I came to Axpe/Atxondo many many years ago. So when I pulled up into San Juan plaza it's as if time had frozen. Almost everything looked exactly the same. Even it's most famous resident Bittor Arguinzoniz's Asador Etxebarri also looked just as I had left it many ages past. Well there is a new resident in town and most would not notice it unless they ventured up the hill from Etxebarri. When I ate at Etxebarri the chef cuisine was an Australian who in his own right has an excellent restaurant in Sydney. Since then there have been American. French and Japanese CDC;s there. The latter is the one who launched Txispa right above his former employer.
Ballsy? Perhaps? The techniques of his native Japan and those of the Basque country have seamlessly melded into a single tasting menu. No soybeans? make tofu and miso using chickpeas. Vegetables from Japan that dont exist in the back of their restaurant on their own garden farm, run by a Japanese gardener.
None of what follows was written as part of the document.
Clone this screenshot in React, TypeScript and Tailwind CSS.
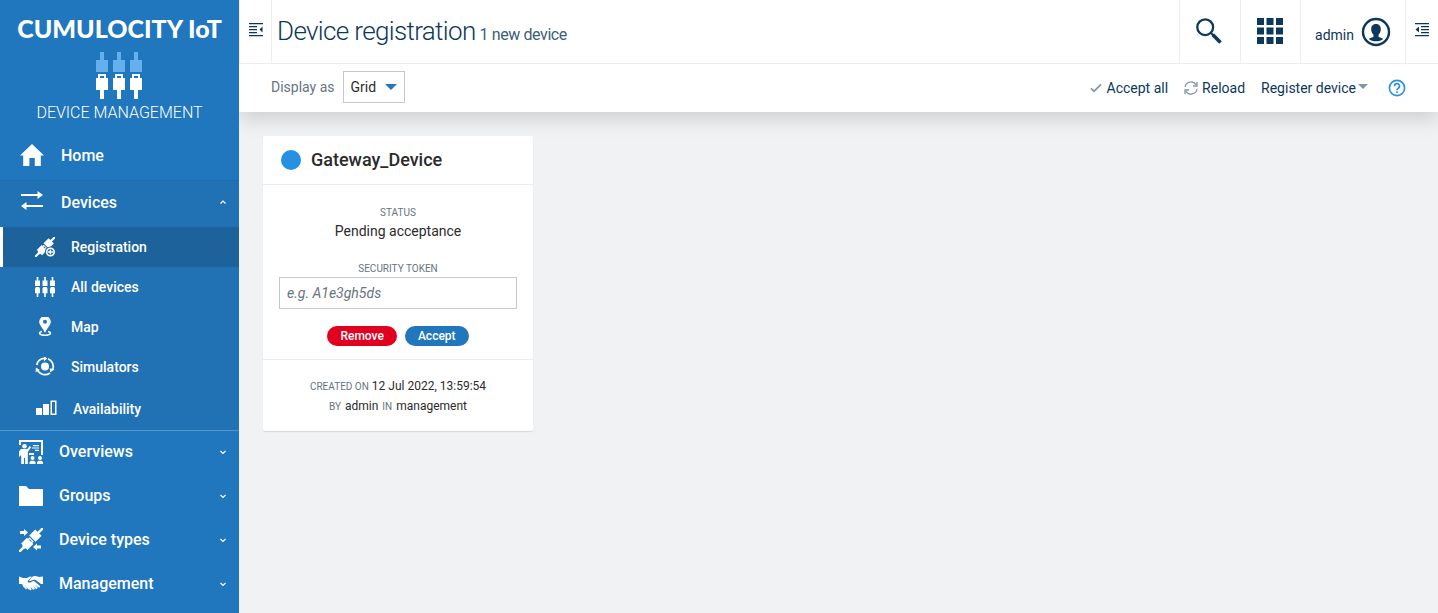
import type { ReactNode } from "react";

const LogoMark = () => (
  <svg width="48" height="47" viewBox="0 0 48 47" aria-hidden="true" className="block">
    {[0, 17, 34].map((x) => (
      <g key={x}>
        <path fill="#63b0ec" d={`M${x + 4} 0h4v8h4v12h-12v-12h4z`} />
        <path fill="#fff" fillRule="evenodd" d={`M${x + 2} 22h8v4h2v12h-4v9h-4v-9h-4v-12h2zM${x + 4} 24v2h4v-2z`} />
      </g>
    ))}
  </svg>
);

const HomeIcon = () => (
  <svg width="24" height="24" viewBox="0 0 24 24" fill="currentColor" aria-hidden="true">
    <path d="M12 0 24 11.500h-3.200V22h-6v-8H9.400v8H3.200V11.500H0z" />
  </svg>
);

const ArrowsIcon = () => (
  <svg width="24" height="24" viewBox="0 0 24 24" fill="currentColor" aria-hidden="true">
    <path d="M1 4h16.500V1l5.500 4-5.500 4V6H1zM23 15H6.500v-3L1 16l5.500 4v-3H23z" />
  </svg>
);

const Plug = () => (
  <g transform="rotate(45 12 12)">
    <path d="M10.800-5h2.400v6.500h3.300v8.500h-9V1.500h3.300z" />
    <path fillRule="evenodd" d="M9 11.200h6v2h1.500v8.300h-2l-1.300 1.500v6h-2.400v-6l-1.300-1.500h-2v-8.300H9zM10.500 12.300v1h3v-1z" />
  </g>
);

const RegistrationIcon = () => (
  <svg width="20" height="20" viewBox="0 0 24 24" fill="currentColor" aria-hidden="true">
    <Plug />
    <circle cx="18.500" cy="18" r="6.600" fill="#1d629b" />
    <circle cx="18.500" cy="18" r="4.500" fill="none" stroke="currentColor" strokeWidth="2" />
    <path d="M17.600 15h1.800v2.100h2.100v1.800h-2.100V21h-1.800v-2.100h-2.100v-1.800h2.100z" />
  </svg>
);

const AllDevicesIcon = () => (
  <svg width="20" height="20" viewBox="0 0 20 20" fill="currentColor" aria-hidden="true">
    {[0, 7.5, 15].map((x) => (
      <path key={x} d={`M${x + 1.7} 0h1.600v3.500h1.700v5.500h-5v-5.500h1.700zM${x + 0.6} 10h3.800v1.200h.6v5h-1.700v3.800h-1.600v-3.800h-1.700v-5h.6z`} />
    ))}
  </svg>
);

const MapIcon = () => (
  <svg width="20" height="20" viewBox="0 0 20 20" fill="currentColor" aria-hidden="true">
    <path fillRule="evenodd" d="M10-1a5.800 5.800 0 0 1 5.800 5.800C15.800 8.500 12 11 10 16 8 11 4.200 8.500 4.200 4.800A5.800 5.800 0 0 1 10-1zm0 3.800a2 2 0 1 0 0 4 2 2 0 0 0 0-4z" />
    <path fill="none" stroke="currentColor" strokeWidth="1.500" d="M7 14.500c-4.500 1-2.600 3.800 3 3.800s7.500-2.800 3-3.800" />
  </svg>
);

const SimulatorsIcon = () => (
  <svg width="20" height="20" viewBox="0 0 20 20" fill="currentColor" aria-hidden="true">
    <circle cx="10" cy="9.500" r="4" />
    <g fill="none" stroke="currentColor" strokeWidth="1.700">
      <path d="M1.800 8A8.300 8.300 0 0 1 9 1.300" />
      <path d="M13 1.800A8.300 8.300 0 0 1 17.500 13" />
      <path d="M15 16A8.300 8.300 0 0 1 2.500 13" />
    </g>
    <path d="M9-1 12.200 1.600 9 4.200zM19.400 12.300l-4.300 3.200-.3-4.300zM.6 15.200l.3-4.600 3.800 2.400z" />
  </svg>
);

const AvailabilityIcon = () => (
  <svg width="21" height="20" viewBox="0 0 21 20" fill="currentColor" aria-hidden="true">
    <path fillRule="evenodd" d="M0 9h6v7H0zM7 5h6v11H7zM14.500 1.500H20.500V16h-6zM16 3v11.500h3V3z" />
  </svg>
);

const OverviewsIcon = () => (
  <svg width="24" height="24" viewBox="0 0 24 24" fill="currentColor" aria-hidden="true">
    <path d="M0 0h24v15h-2V2H2v3H0zM10 13h5v2h-5zM14 5h6v1.200h-6zM13 7.400h7v1.200h-7zM16 9.800h4V11h-4z" />
    <circle cx="5.500" cy="6.200" r="2.300" />
    <path d="M2 9h6.200l2.600-3 1.400 1.200L8.800 12v12H6v-6H5v6H2.200v-9L0 17v-5.500z" />
    <circle cx="13.500" cy="18" r="2" />
    <circle cx="21" cy="18" r="2" />
    <path d="M10.500 24v-2l1.500-1.300h3l1.500 1.300v2zM18 24v-2l1.500-1.300h3L24 22v2z" />
  </svg>
);

const FolderIcon = () => (
  <svg width="24" height="24" viewBox="0 0 24 24" fill="currentColor" aria-hidden="true">
    <path d="M0 2h7l3 3h14v17H0z" />
  </svg>
);

const DeviceTypesIcon = () => (
  <svg width="24" height="24" viewBox="0 0 24 24" fill="currentColor" aria-hidden="true">
    <Plug />
    <path d="M1 3h4V1l4 3.500L5 8V6H1zM22 17.500h-4v-2L14 19l4 3.500v-2h4z" />
  </svg>
);

const HandshakeIcon = () => (
  <svg width="24" height="24" viewBox="0 0 24 24" fill="currentColor" aria-hidden="true">
    <path d="M0 4.500 4 6h4l3-1.500L13 5 8.500 9c.5 2 3 2 5 .3l1.500-.3 6 5c.5 1-.5 2-1.700 1.300L16 12.500l2.500 3c.3 1-1 2-2 1l-2.800-3 2 3c0 1.200-1 1.700-2 .8l-2-2.300.8 2.500c-.5 1-1.500.8-2.500-.3L2.500 12H0z" />
    <path d="m14 4.300 3-.3 3 1 4-.5V12h-2l-6-4.500-3 .7c-1 .8-2 .8-3 .5z" />
    <path d="m5 14 2.500 3M7 13l3 4M4 13l1.500 2" stroke="currentColor" strokeWidth="1.300" />
  </svg>
);

const Chevron = ({ up = false }: { up?: boolean }) => (
  <svg width="8" height="8" viewBox="0 0 8 8" fill="none" stroke="currentColor" strokeWidth="1.200" aria-hidden="true">
    <path d={up ? "M1.500 5.500 4 3l2.500 2.500" : "M1.500 3 4 5.500 6.500 3"} />
  </svg>
);

const DrawerIcon = () => (
  <svg width="14" height="14" viewBox="0 0 14 14" fill="currentColor" aria-hidden="true">
    <path d="M0 0h14v1.300H0zM0 3h8v1.300H0zM0 6h8v1.300H0zM0 9h8v1.300H0zM0 12h14v1.300H0zM13.500 3.500v6L10.500 6.500z" />
  </svg>
);

const DrawerRightIcon = () => (
  <svg width="14" height="14" viewBox="0 0 14 14" fill="currentColor" aria-hidden="true">
    <path d="M0 0h14v1.300H0zM6 3h8v1.300H6zM6 6h8v1.300H6zM6 9h8v1.300H6zM0 12h14v1.300H0zM4 3.500v6L.5 6.500z" />
  </svg>
);

const SearchIcon = () => (
  <svg width="26" height="26" viewBox="0 0 26 26" fill="none" stroke="currentColor" aria-hidden="true">
    <circle cx="9.200" cy="9.200" r="7.900" strokeWidth="2.300" />
    <path d="m14.800 14.800 2.500 2.500" strokeWidth="2" />
    <path d="m16.800 16.800 7.700 7.700" strokeWidth="3.600" />
  </svg>
);

const AppsIcon = () => (
  <svg width="26" height="26" viewBox="0 0 26 26" fill="currentColor" aria-hidden="true">
    {[0, 9.5, 19].map((y) => [0, 9.5, 19].map((x) => <rect key={`${x}-${y}`} x={x} y={y} width="7" height="7" />))}
  </svg>
);

const UserIcon = () => (
  <svg width="30" height="30" viewBox="0 0 30 30" fill="currentColor" aria-hidden="true">
    <circle cx="15" cy="15" r="13" fill="none" stroke="currentColor" strokeWidth="2.400" />
    <path d="M15 7c3.200 0 4.800 2.200 4.800 5.200 0 2.400-1 4.300-2.300 5.500v2c1 1 3.500 1 4.700 2.200-1.800 1.600-4.200 2.300-7.200 2.300s-5.400-.7-7.200-2.300c1.200-1.200 3.700-1.200 4.700-2.200v-2c-1.300-1.200-2.300-3.100-2.300-5.500C10.200 9.200 11.800 7 15 7z" />
  </svg>
);

const CheckIcon = () => (
  <svg width="12" height="12" viewBox="0 0 12 12" fill="none" stroke="#8096a6" strokeWidth="1.800" aria-hidden="true">
    <path d="m1 6.300 3 3 7-7" />
  </svg>
);

const ReloadIcon = () => (
  <svg width="14" height="14" viewBox="0 0 14 14" fill="none" stroke="#8096a6" strokeWidth="1.300" aria-hidden="true">
    <path d="M1 6a6 6 0 0 1 11-2.300M13 1v4H9M13 8A6 6 0 0 1 2 10.300M1 13V9h4" />
  </svg>
);

const HelpIcon = () => (
  <svg width="18" height="18" viewBox="0 0 18 18" fill="none" stroke="#2690e3" strokeWidth="1.600" aria-hidden="true">
    <circle cx="9" cy="9" r="7.600" />
    <path d="M6.500 7.200a2.500 2.500 0 1 1 3.700 2.100c-.8.500-1.200.8-1.200 1.900M9 12.300v1.700" />
  </svg>
);

const subItems: { label: string; icon: ReactNode; active?: boolean }[] = [
  { label: "Registration", icon: <RegistrationIcon />, active: true },
  { label: "All devices", icon: <AllDevicesIcon /> },
  { label: "Map", icon: <MapIcon /> },
  { label: "Simulators", icon: <SimulatorsIcon /> },
];

const groups: { label: string; icon: ReactNode }[] = [
  { label: "Overviews", icon: <OverviewsIcon /> },
  { label: "Groups", icon: <FolderIcon /> },
  { label: "Device types", icon: <DeviceTypesIcon /> },
  { label: "Management", icon: <HandshakeIcon /> },
];

function Sidebar() {
  return (
    <aside className="flex w-[239px] shrink-0 flex-col bg-[#2077bd] text-white">
      <div className="flex flex-col items-center pt-3">
        <div className="whitespace-nowrap font-[Lato,sans-serif] text-[25px] leading-8 font-black">CUMULOCITY IoT</div>
        <div className="mt-2">
          <LogoMark />
        </div>
        <div className="mt-1 text-base leading-5 font-light">DEVICE MANAGEMENT</div>
      </div>
      <nav aria-label="Main" className="mt-2 font-medium">
        <a href="#home" className="flex h-[49px] items-center gap-[17px] pl-5">
          <HomeIcon />
          <span>Home</span>
        </a>
        <div className="border-y border-t-[#1c6dae] border-b-[#5395cb] bg-[#2171b5]">
          <button type="button" aria-expanded="true" className="flex h-[46px] w-full items-center gap-[17px] pr-3 pb-1 pl-5 text-left">
            <ArrowsIcon />
            <span className="flex-1 pt-[2px]">Devices</span>
            <Chevron up />
          </button>
          <ul className="text-sm">
            {subItems.map((item) => (
              <li key={item.label}>
                <a
                  href={`#${item.label}`}
                  className={
                    item.active
                      ? "flex h-10 items-center gap-4 border-l-3 border-white bg-[#1d629b] pl-8"
                      : "flex h-10 items-center gap-4 border-l-3 border-transparent pl-8"
                  }
                >
                  {item.icon}
                  <span>{item.label}</span>
                </a>
              </li>
            ))}
            <li>
              <a href="#Availability" className="flex h-[43px] items-center gap-4 pl-9">
                <AvailabilityIcon />
                <span>Availability</span>
              </a>
            </li>
          </ul>
        </div>
        {groups.map((g) => (
          <button key={g.label} type="button" aria-expanded="false" className="flex h-11 w-full items-center gap-4 pr-3 pb-[3px] pl-[19px] text-left">
            {g.icon}
            <span className="flex-1 pt-px">{g.label}</span>
            <Chevron />
          </button>
        ))}
      </nav>
    </aside>
  );
}

function Header() {
  return (
    <header className="flex h-16 items-stretch border-b border-[#ededef] text-[#0b385b]">
      <button type="button" aria-label="Toggle navigation" className="flex w-[33px] items-center justify-center border-x border-[#ededef] pb-1">
        <DrawerIcon />
      </button>
      <h1 className="flex flex-1 items-baseline gap-1 pt-[14px] pl-[5px] text-[26px] leading-[34px] font-light tracking-tight">
        Device registration
        <small className="text-base font-normal tracking-tight text-[#3c6079]">1 new device</small>
      </h1>
      <button type="button" aria-label="Search" className="flex w-[61px] items-center justify-center border-l border-[#ededef] pr-[2px] pb-[2px]">
        <SearchIcon />
      </button>
      <button type="button" aria-label="Applications" className="flex w-[60px] items-center justify-center border-l border-[#ededef] pr-[2px] pb-[2px]">
        <AppsIcon />
      </button>
      <button type="button" className="flex w-[105px] items-center justify-center gap-[7px] border-l border-[#ededef] text-sm">
        <span className="pt-[6px]">admin</span>
        <UserIcon />
      </button>
      <button type="button" aria-label="Toggle drawer" className="flex w-[33px] items-center justify-center border-l border-[#ededef] pb-1">
        <DrawerRightIcon />
      </button>
    </header>
  );
}

function ActionBar() {
  return (
    <div className="flex h-12 items-center px-8 text-sm text-[#0b385b]">
      <div className="flex items-center gap-2 pb-[2px]">
        <label htmlFor="display" className="text-[#66757f]">
          Display as
        </label>
        <div className="relative">
          <select id="display" defaultValue="Grid" className="block h-8 w-[62px] appearance-none border border-[#c4c9cd] bg-white pl-[7px] text-[#2b2b2b]">
            <option>Grid</option>
            <option>List</option>
          </select>
          <svg width="12" height="6" viewBox="0 0 12 6" aria-hidden="true" className="pointer-events-none absolute top-[13px] right-2">
            <path fill="#2077bd" d="M0 0h12L6 6z" />
          </svg>
        </div>
      </div>
      <div className="ml-auto flex items-center gap-4">
        <button type="button" className="flex items-center gap-[5px]">
          <CheckIcon />
          Accept all
        </button>
        <button type="button" className="flex items-center gap-1">
          <ReloadIcon />
          Reload
        </button>
        <button type="button" className="flex items-center gap-[2px]">
          Register device
          <svg width="10" height="8" viewBox="0 0 10 8" aria-hidden="true">
            <path fill="#8096a6" d="M0 0h10L5 5z" />
          </svg>
        </button>
        <button type="button" aria-label="Help" className="ml-1">
          <HelpIcon />
        </button>
      </div>
    </div>
  );
}

function DeviceCard() {
  return (
    <article className="w-[270px] rounded-xs bg-white text-center text-sm text-[#2b2b2b] shadow-[0_1px_1px_#d5d8da]">
      <div className="flex h-[49px] items-center gap-[10px] border-b border-[#ededef] px-[18px] pb-px">
        <span className="size-5 rounded-full bg-[#2690e3]" />
        <h2 className="text-lg font-medium">Gateway_Device</h2>
      </div>
      <div className="border-b border-[#ededef] px-4 pt-5 pb-[13px]">
        <p className="text-[10px] leading-4 text-[#66757f]">STATUS</p>
        <p className="leading-5">Pending acceptance</p>
        <label htmlFor="token" className="mt-5 block text-[10px] leading-4 text-[#66757f]">
          SECURITY TOKEN
        </label>
        <input
          id="token"
          type="text"
          placeholder="e.g. A1e3gh5ds"
          className="block h-8 w-full border border-[#c4c9cd] px-[7px] placeholder:text-[#66757f] placeholder:italic"
        />
        <div className="mt-[17px] flex justify-center gap-2 text-xs font-medium text-white">
          <button type="button" className="h-5 rounded-full bg-[#e2001f] px-[13px]">
            Remove
          </button>
          <button type="button" className="h-5 rounded-full bg-[#2077bd] px-[13px]">
            Accept
          </button>
        </div>
      </div>
      <div className="pt-4 pb-[15px] text-xs leading-5">
        <p>
          <span className="text-[10px] leading-4 text-[#66757f]">CREATED ON</span> 12 Jul 2022, 13:59:54
        </p>
        <p className="flex items-baseline justify-center gap-1">
          <span className="text-[10px] leading-4 text-[#66757f]">BY</span>
          <span>admin</span>
          <span className="text-[10px] leading-4 text-[#66757f]">IN</span>
          <span>management</span>
        </p>
      </div>
    </article>
  );
}

export default function App() {
  return (
    <div className="flex min-h-screen bg-[#f1f2f4] font-[Roboto,sans-serif]">
      <Sidebar />
      <div className="min-w-0 flex-1 overflow-hidden">
        <div className="bg-white shadow-[0_6px_20px_rgba(0,0,0,0.16)]">
          <Header />
          <ActionBar />
        </div>
        <main className="p-6">
          <DeviceCard />
        </main>
      </div>
    </div>
  );
}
Interestingly about half the staff are Japanese and that probably has pushed the Asian quotient of Axpe by a significant percent. So in addition to practicing my Castellano I got to practice my horrific Japanese as well and it made for a great time.
"Kuma neko niku sobre la parilla?"
" Mucho Txakoli es una fiesta Yopparai Zubon Nashi!"
"Estoy aqui porque watashi wa kuishinbo!"
Having met some folks from Slovenia who own a restaurant not far from some of my friends (their villages are an hour apart) it was crazy to find we knew folks in common. It also made for a crazy amount of languages being spoken in the room.
"El Mundo es chotto loco!"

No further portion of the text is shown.